Tuesday, March 3, 2015
YOLO COUNTY NEWS
99 CENTS

Go low-cost but bold with rental home landscaping

This lattice bamboo screen is lightweight and easy to attach to a fence to give lovely purple clematis a ladder that's easily detached later. SHNS photo

SH13C200YARDSMART March 25, 2013 -- This lattice bamboo screen is lightweight and easy to attach to a fence to give lovely purple clematis a ladder that's easily detached later. (SHNS photo courtesy Maureen Gilmer)

By Maureen Gilmer

So long as there’s a backyard outside your rental house, the door is open to creating affordable outdoor living spaces.

Many rental homes lack backyard landscaping or it’s dull and doesn’t reflect any personal style. To create a wonderful space in just one or two weekends, consider tips from the Small Budget Gardener for revamping your yard and adding comfortable summer-living areas outdoors.

To get the most from your efforts, focus on two equally important factors: First, make low-cost choices. Second, choose portable items, so you can take them to your next house.

The most affordable patio makers are plain concrete squares known as “steppers.” The smallest ones are about 1 foot square and 2 inches thick and run about a dollar or so apiece. Larger 2-foot sizes can run about $3 each. Use them to create a new patio for under $100.

If you look at contemporary high-end landscapes, you’ll discover that those folks prefer to use nearly identical units to create greener porous paving areas. The steppers can be set edge to edge, or leave a gap for decorative gravel, grass or groundcover.

Create a fire pit for about the same amount of money using antique-looking concrete block tumbled in giant drums to make them look old. All over Pinterest are examples of how to create a fire pit by stacking these blocks just so. Some repurpose old washing-machine drums to hold the fire, surrounded by dry walls of block. Their weight is such that stacked creations don’t need a foundation or mortar. When it comes time to move, just unstack, load up and go.

Do not overlook paint and stain. They can turn worn-out wood fences or sheds into something truly delightful. Often, fencing at rentals is a hodgepodge of wooden slats, but a can of stain can unify the spans via subtle color. Water down latex paint to make it more like stain in your favorite color. Or if you’re looking for a lovely cottage garden, use whitewash to transform an everyday look into a clean and tidy background.

A wall trellis is easy to make with scrap twigs — or simply buy a cheap wood and paint it.

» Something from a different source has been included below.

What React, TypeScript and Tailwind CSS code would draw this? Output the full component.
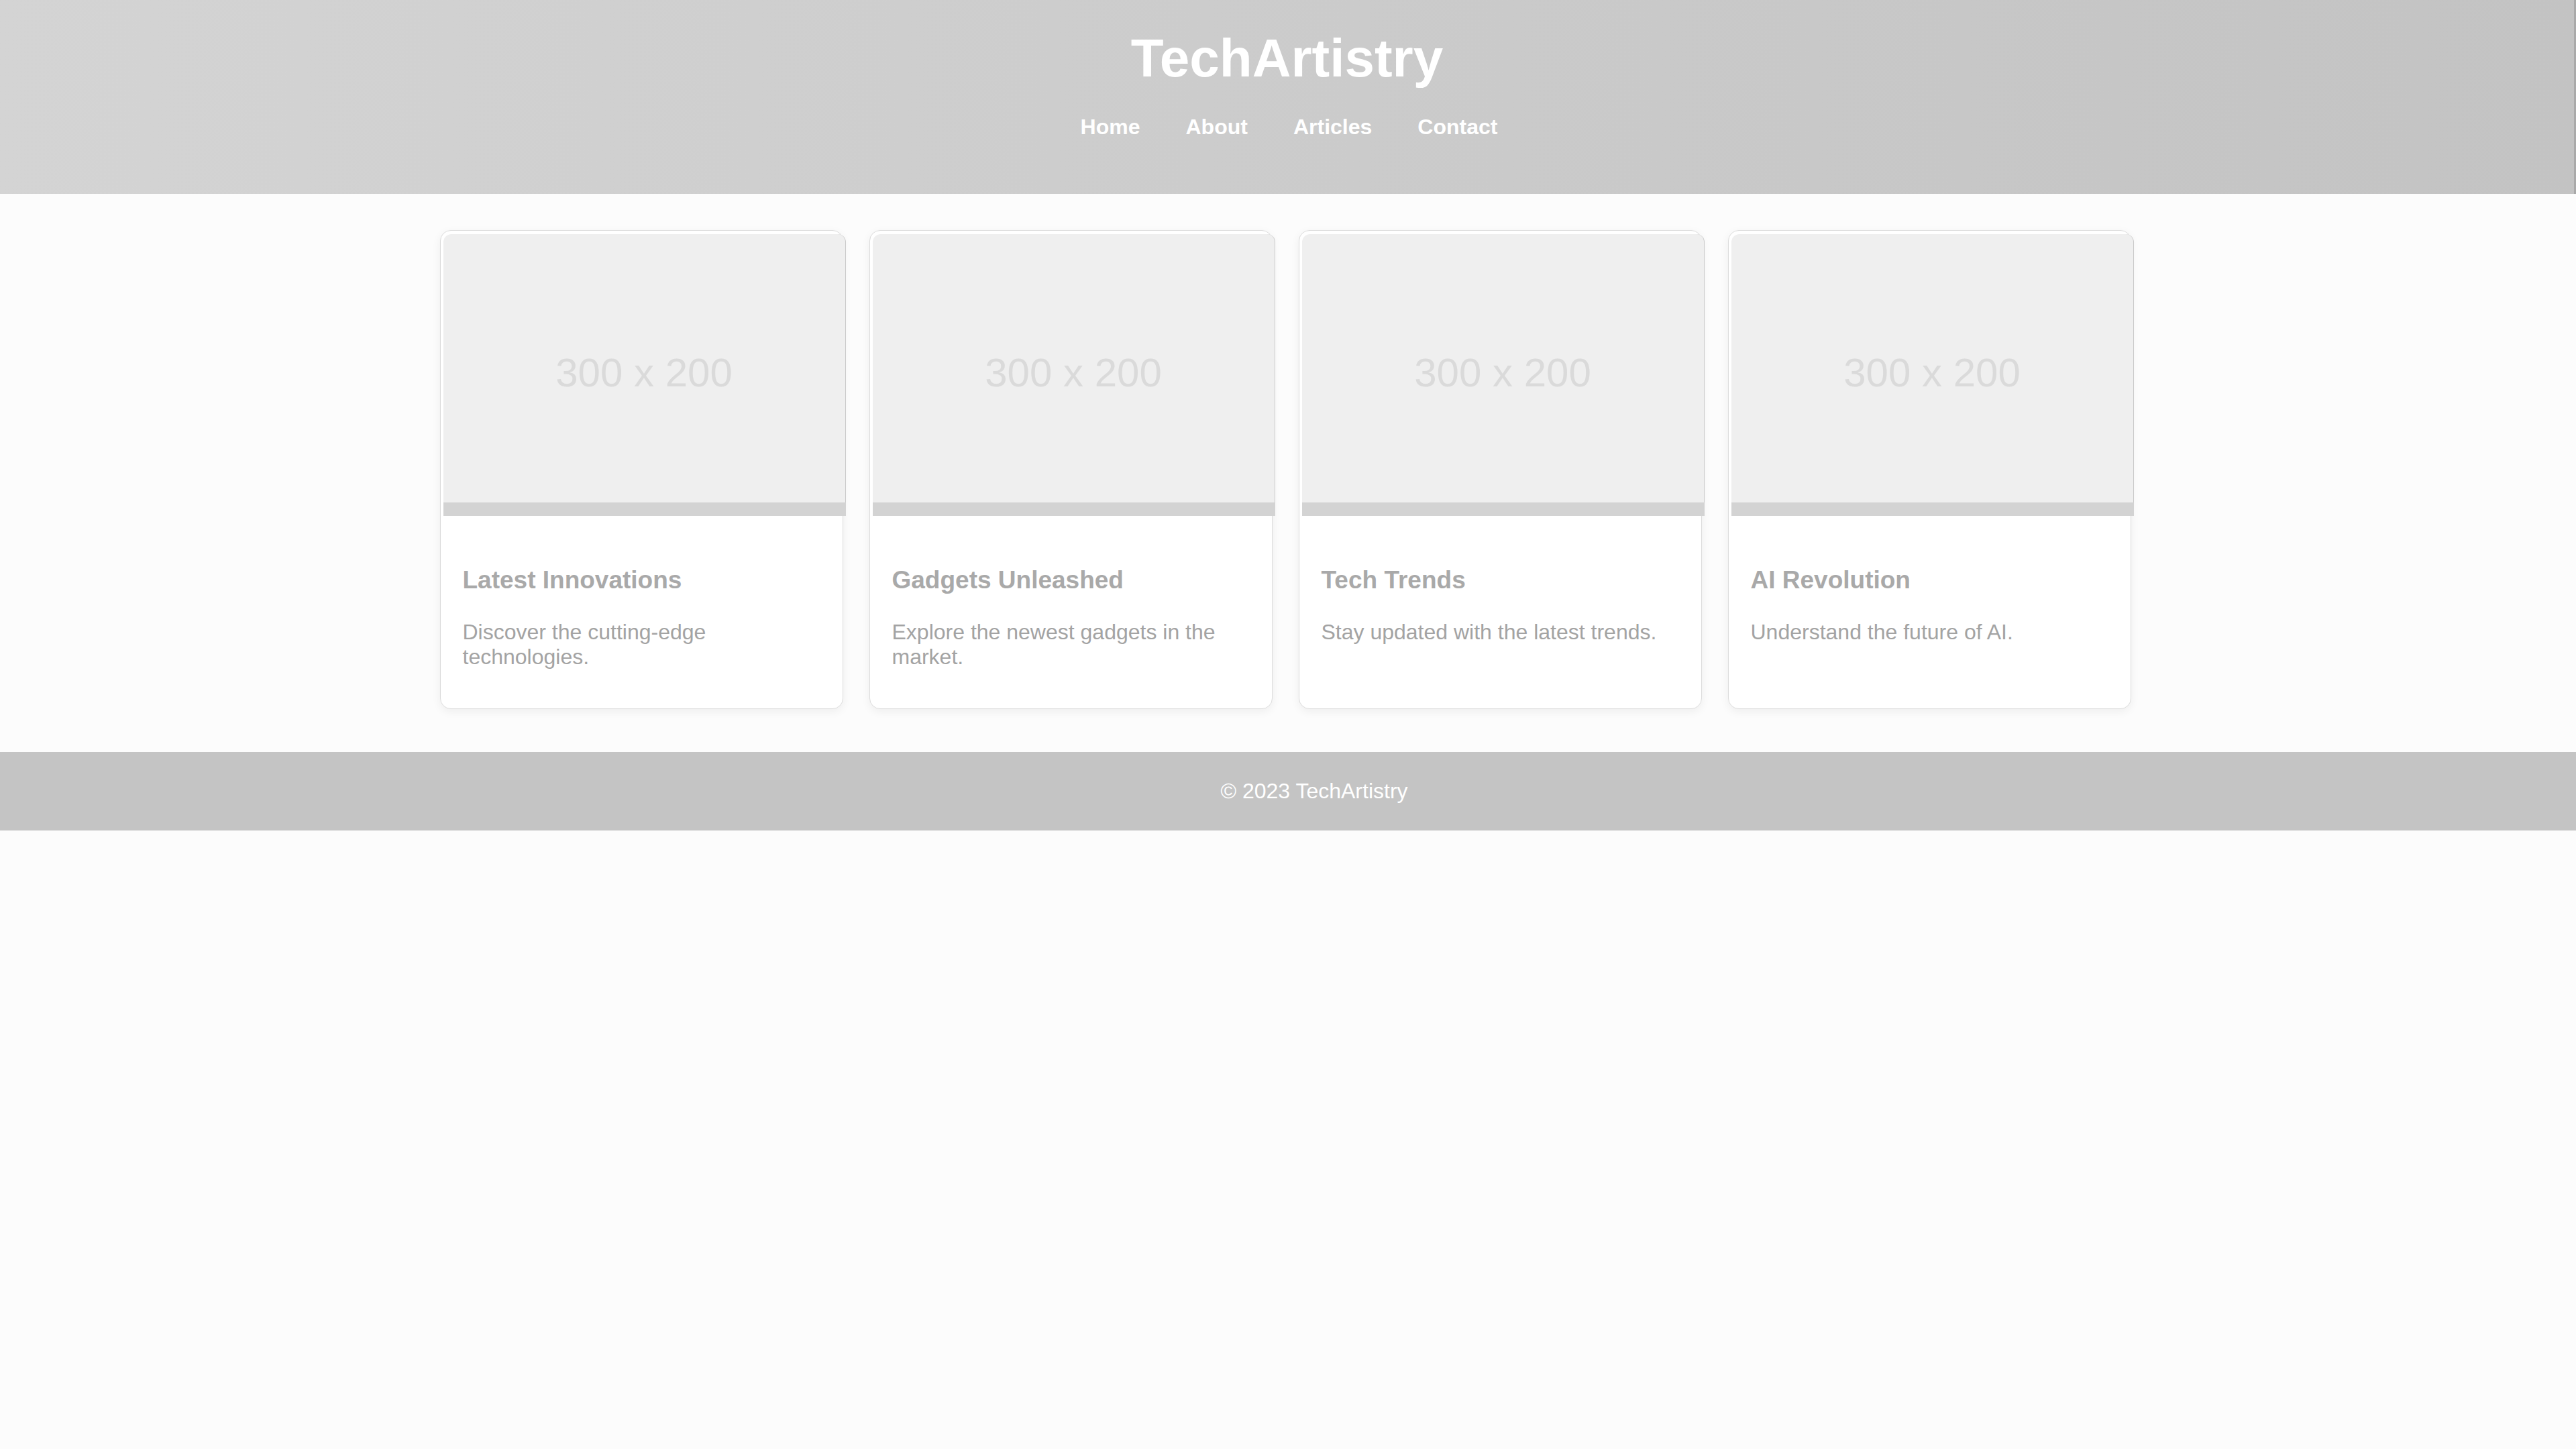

Some gardeners are recycling old screen doors, metal bedsteads and sections of old wrought-iron fencing for wall treillage, too. These flat panels stand against walls to allow vines to climb up for a beautiful vertical garden. Best of all, you can simply detach the trellis and take it with you.

Big annual plants are always the best choice for rentals. You can grow them from seed or buy them in low-cost six packs to make your summer-living spaces look nestled into the landscape. The most powerful plants are big, burly sunflowers. Use in a patch or row or as a single specimen. Hollyhock is another great choice that leaves you with a whole crop of seeds for next year. Cosmos, foxgloves and all the amaranths are easy-to-grow choices.

As always, containers are the best way to grow anything more long-lived, such as dwarf fruit trees and blueberries. The larger the pot the more powerful it will be in greening up rental spaces with big plants that will go elsewhere when you do.

Learning to garden as a renter is a great way to save money while improving your lifestyle. Even the smallest spaces can be incredibly rewarding when transformed with these ideas.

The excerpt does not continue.